--- The data ---

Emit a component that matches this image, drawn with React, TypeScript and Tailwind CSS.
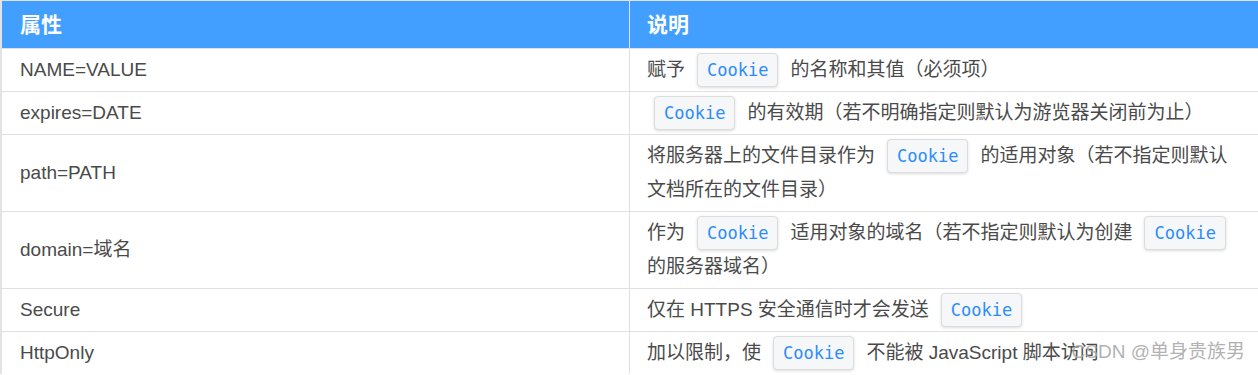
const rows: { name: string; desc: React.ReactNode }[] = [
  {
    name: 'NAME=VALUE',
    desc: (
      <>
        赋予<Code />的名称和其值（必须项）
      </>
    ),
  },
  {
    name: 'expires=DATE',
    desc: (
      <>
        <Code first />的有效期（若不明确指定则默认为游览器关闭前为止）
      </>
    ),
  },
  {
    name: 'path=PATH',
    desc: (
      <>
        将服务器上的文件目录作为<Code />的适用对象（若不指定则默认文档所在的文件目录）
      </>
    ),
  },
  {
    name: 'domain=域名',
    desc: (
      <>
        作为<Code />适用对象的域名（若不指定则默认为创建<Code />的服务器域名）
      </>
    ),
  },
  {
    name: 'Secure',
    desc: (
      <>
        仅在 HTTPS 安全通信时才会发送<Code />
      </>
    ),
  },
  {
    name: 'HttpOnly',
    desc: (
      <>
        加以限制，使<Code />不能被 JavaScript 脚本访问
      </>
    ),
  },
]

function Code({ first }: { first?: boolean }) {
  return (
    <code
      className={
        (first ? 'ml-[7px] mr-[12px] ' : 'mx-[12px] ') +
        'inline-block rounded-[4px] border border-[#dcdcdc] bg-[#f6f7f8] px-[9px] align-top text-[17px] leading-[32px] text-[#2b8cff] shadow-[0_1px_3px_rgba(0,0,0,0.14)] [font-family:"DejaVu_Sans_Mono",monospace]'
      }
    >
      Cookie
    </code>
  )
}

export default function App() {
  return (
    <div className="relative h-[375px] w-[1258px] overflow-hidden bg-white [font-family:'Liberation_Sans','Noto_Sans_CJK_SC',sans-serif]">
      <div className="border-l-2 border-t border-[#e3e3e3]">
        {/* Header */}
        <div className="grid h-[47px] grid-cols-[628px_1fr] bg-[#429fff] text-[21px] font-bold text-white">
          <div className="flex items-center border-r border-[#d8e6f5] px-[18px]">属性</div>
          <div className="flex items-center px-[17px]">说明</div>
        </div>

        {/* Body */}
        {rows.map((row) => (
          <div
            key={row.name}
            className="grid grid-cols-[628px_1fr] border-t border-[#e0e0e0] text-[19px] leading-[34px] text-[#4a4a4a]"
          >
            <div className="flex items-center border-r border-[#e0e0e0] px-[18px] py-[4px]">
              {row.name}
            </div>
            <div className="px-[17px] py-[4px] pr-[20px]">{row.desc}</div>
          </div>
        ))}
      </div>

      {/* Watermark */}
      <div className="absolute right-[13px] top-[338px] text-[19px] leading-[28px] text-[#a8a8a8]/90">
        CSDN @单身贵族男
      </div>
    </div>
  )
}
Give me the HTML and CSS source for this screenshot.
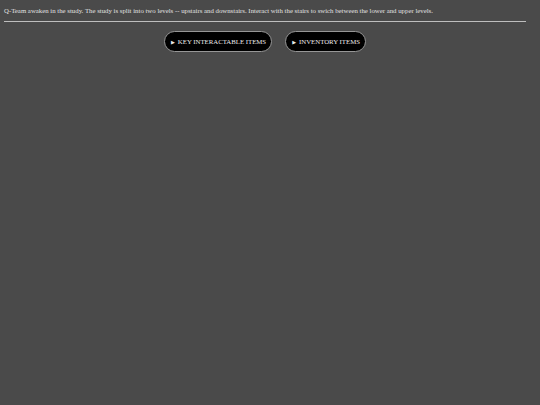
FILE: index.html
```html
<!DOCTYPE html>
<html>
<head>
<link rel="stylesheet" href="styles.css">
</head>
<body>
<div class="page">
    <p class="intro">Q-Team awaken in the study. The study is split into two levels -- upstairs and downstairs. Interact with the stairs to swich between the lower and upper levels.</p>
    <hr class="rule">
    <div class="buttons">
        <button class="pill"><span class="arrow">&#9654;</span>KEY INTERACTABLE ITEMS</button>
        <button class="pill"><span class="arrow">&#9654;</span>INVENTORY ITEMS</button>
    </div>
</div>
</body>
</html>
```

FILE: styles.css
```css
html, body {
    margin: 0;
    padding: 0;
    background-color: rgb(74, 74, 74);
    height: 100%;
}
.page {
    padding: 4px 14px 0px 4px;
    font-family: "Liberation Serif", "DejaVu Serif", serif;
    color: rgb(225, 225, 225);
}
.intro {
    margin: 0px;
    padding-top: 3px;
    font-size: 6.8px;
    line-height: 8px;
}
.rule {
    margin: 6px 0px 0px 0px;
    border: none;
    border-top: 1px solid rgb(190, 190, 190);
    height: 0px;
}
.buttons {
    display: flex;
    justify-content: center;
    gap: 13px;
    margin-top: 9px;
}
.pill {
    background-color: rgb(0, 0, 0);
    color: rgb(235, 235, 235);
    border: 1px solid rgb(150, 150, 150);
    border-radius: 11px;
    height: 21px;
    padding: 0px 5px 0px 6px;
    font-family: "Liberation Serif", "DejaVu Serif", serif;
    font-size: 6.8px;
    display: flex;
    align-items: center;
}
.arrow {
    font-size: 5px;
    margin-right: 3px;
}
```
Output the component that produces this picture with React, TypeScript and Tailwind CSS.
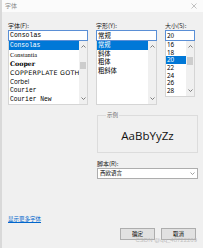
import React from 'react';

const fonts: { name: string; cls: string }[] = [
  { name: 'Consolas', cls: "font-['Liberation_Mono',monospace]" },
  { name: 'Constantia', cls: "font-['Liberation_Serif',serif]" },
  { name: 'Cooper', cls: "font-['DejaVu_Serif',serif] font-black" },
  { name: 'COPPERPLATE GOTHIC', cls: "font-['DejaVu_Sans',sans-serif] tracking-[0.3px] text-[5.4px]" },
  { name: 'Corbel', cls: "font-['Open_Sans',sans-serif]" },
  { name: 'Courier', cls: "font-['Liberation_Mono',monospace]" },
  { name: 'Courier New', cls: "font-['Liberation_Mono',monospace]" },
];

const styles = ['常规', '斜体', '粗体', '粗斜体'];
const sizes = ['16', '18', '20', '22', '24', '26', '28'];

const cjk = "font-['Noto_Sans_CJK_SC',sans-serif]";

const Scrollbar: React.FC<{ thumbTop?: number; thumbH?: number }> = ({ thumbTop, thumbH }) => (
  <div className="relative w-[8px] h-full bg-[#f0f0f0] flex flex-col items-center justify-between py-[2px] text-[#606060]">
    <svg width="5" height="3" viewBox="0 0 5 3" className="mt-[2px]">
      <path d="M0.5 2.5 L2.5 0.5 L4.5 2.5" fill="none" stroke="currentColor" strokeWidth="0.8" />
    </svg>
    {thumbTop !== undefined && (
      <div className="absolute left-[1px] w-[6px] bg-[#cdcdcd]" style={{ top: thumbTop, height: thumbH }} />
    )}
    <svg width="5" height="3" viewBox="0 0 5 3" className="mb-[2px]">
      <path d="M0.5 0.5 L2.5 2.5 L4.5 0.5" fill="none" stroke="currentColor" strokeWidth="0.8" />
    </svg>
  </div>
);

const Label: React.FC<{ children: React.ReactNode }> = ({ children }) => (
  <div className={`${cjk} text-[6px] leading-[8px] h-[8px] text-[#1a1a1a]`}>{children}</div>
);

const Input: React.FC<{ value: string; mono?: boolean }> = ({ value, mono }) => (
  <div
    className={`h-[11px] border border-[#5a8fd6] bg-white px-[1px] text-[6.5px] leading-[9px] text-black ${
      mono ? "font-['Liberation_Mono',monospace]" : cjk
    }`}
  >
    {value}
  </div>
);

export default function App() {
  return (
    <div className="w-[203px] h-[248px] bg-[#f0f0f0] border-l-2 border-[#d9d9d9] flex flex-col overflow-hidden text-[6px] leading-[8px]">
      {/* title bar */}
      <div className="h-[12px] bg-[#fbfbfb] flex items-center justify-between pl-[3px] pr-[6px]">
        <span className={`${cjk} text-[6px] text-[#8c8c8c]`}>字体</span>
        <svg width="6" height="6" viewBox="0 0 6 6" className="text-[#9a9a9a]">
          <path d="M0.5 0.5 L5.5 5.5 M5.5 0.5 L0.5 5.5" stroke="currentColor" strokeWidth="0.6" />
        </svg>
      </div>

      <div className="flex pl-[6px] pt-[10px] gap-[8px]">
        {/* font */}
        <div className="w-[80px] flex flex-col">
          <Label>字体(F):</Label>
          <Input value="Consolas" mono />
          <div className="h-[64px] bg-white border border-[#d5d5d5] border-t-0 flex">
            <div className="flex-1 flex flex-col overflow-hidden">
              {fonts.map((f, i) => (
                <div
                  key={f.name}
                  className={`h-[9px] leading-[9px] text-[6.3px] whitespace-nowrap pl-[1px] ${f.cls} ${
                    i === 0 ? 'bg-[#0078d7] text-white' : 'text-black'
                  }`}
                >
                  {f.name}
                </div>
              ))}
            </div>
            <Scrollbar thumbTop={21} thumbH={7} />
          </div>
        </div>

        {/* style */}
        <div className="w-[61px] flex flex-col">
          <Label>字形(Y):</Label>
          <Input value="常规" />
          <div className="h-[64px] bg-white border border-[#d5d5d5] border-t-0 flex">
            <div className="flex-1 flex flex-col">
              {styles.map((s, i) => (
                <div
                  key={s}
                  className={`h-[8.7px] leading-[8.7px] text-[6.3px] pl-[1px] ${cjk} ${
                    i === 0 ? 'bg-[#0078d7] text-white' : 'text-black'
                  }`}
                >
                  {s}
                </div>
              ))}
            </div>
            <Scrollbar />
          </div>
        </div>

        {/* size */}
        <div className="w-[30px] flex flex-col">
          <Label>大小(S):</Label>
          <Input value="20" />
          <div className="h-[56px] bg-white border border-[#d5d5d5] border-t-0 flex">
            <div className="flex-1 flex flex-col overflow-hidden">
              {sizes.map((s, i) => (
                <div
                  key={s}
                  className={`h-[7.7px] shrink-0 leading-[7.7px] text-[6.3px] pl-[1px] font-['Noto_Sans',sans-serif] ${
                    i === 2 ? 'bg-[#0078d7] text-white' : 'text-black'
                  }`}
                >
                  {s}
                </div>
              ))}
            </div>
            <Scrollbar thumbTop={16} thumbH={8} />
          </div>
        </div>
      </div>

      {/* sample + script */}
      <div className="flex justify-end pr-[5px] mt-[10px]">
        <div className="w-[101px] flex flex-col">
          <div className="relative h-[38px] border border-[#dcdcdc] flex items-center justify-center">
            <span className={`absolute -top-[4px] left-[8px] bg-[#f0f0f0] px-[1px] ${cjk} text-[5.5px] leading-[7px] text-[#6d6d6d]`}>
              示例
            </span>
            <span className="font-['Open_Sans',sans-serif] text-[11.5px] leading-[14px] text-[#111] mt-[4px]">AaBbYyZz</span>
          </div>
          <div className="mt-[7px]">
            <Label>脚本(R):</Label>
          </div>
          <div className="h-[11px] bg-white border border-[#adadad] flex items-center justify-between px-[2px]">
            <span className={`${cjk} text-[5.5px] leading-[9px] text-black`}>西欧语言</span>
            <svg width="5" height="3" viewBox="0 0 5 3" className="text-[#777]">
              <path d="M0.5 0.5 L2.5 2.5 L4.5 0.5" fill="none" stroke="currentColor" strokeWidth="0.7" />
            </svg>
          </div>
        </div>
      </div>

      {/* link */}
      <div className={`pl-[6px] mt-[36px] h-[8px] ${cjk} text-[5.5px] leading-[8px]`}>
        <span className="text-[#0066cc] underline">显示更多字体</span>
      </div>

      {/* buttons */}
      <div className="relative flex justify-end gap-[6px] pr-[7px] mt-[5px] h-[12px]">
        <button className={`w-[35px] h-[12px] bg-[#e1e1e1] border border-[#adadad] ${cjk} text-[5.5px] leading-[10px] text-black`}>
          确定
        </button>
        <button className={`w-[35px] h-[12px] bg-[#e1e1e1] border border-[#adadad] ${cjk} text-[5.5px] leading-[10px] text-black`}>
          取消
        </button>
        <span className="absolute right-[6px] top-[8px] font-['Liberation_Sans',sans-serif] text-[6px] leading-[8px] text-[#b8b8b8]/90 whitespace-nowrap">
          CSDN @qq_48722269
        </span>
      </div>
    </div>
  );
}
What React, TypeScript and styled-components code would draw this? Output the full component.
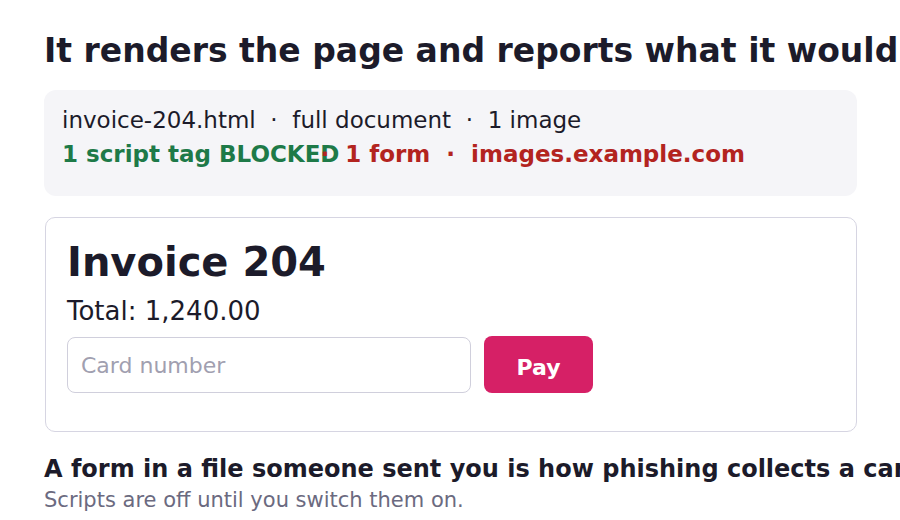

---

**Objective**.
Return the material from the line containing "Give me the" through the line containing "import React from 'react';", exactly and in full, but without its pictures.

**Task solution**.
Give me the HTML and CSS source for this screenshot.
FILE: index.html
```html
<!DOCTYPE html>
<html>
<head>
<link rel="stylesheet" href="styles.css">
</head>
<body>
<div class="page">
    <p class="intro">Q-Team awaken in the study. The study is split into two levels -- upstairs and downstairs. Interact with the stairs to swich between the lower and upper levels.</p>
    <hr class="rule">
    <div class="buttons">
        <button class="pill"><span class="arrow">&#9654;</span>KEY INTERACTABLE ITEMS</button>
        <button class="pill"><span class="arrow">&#9654;</span>INVENTORY ITEMS</button>
    </div>
</div>
</body>
</html>
```

FILE: styles.css
```css
html, body {
    margin: 0;
    padding: 0;
    background-color: rgb(74, 74, 74);
    height: 100%;
}
.page {
    padding: 4px 14px 0px 4px;
    font-family: "Liberation Serif", "DejaVu Serif", serif;
    color: rgb(225, 225, 225);
}
.intro {
    margin: 0px;
    padding-top: 3px;
    font-size: 6.8px;
    line-height: 8px;
}
.rule {
    margin: 6px 0px 0px 0px;
    border: none;
    border-top: 1px solid rgb(190, 190, 190);
    height: 0px;
}
.buttons {
    display: flex;
    justify-content: center;
    gap: 13px;
    margin-top: 9px;
}
.pill {
    background-color: rgb(0, 0, 0);
    color: rgb(235, 235, 235);
    border: 1px solid rgb(150, 150, 150);
    border-radius: 11px;
    height: 21px;
    padding: 0px 5px 0px 6px;
    font-family: "Liberation Serif", "DejaVu Serif", serif;
    font-size: 6.8px;
    display: flex;
    align-items: center;
}
.arrow {
    font-size: 5px;
    margin-right: 3px;
}
```
Output the component that produces this picture with React, TypeScript and Tailwind CSS.
import React from 'react';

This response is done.